D&D Ideas — Time
Welcome once again to the weekly newsletter. This week’s topic is time, which we discussed in our weekly live chat. We hangout every Monday evening at 8 p.m. EST on Nerdarchy Live to talk about D&D, RPGs, gaming, life and whatever nerdy stuff comes up. Speaking of time in All That Remains time may have forgotten the story of a great battle and the heroes who fought and died but with a little curiosity and a lot of elbow grease adventurers can discover the past. A strange fog filled with the ghosts of a battle fought long ago form around an excavated monument along with 54 other dynamic scenarios in Out of the Box. Find out more about it here. You can get the Nerdarchy Newsletter delivered to your inbox each week, along with updates and info on how to game with Nerdarchy plus snag a FREE GIFT by signing up here.
Face off with the week that was! Strike a bargain with the top Otherworldly Patrons, weigh in when two feats square off, raise issues about necromancy and so much more plus new live chats with creative folks and industry pros and the latest live play reality game show D&D campaign round out this week’s Nerdy News. Check it out here.
Delving Dave’s Dungeon
There are three areas I think of when I think about time in fifth edition Dungeons & Dragons.
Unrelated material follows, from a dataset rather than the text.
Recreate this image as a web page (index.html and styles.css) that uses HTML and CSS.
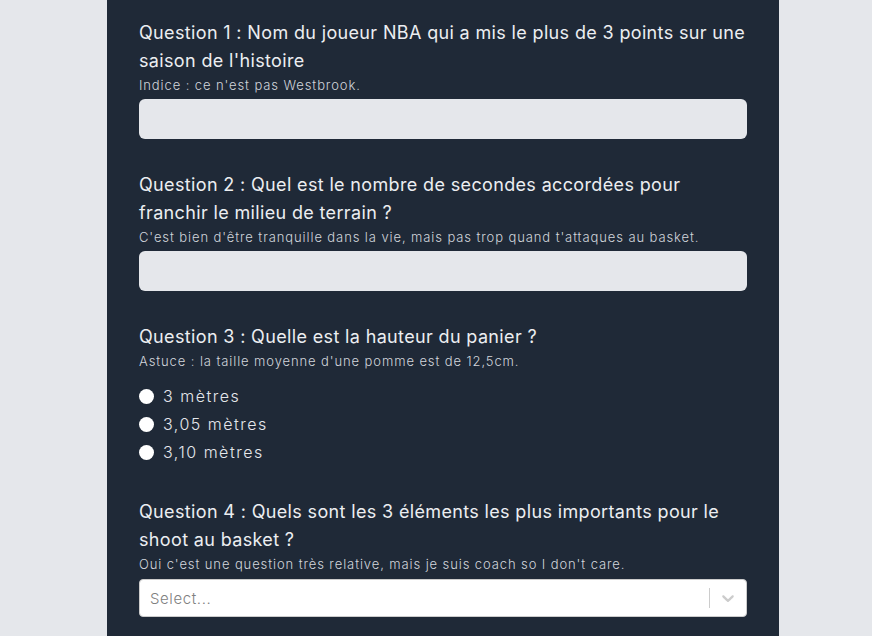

- As a Storyteller. Timing and pacing can be everything while developing the narrative and trying to tell a story. It gets even more complicated when we talk about tabletop roleplaying games involving cooperative storytelling.
- Things Getting Timey Wimey. This is trying to use time as a plot device like any story involving time travel or changing a timeline.
- Time Mechanics. This can be represented through subclasses, magic items or spells involving manipulation of time.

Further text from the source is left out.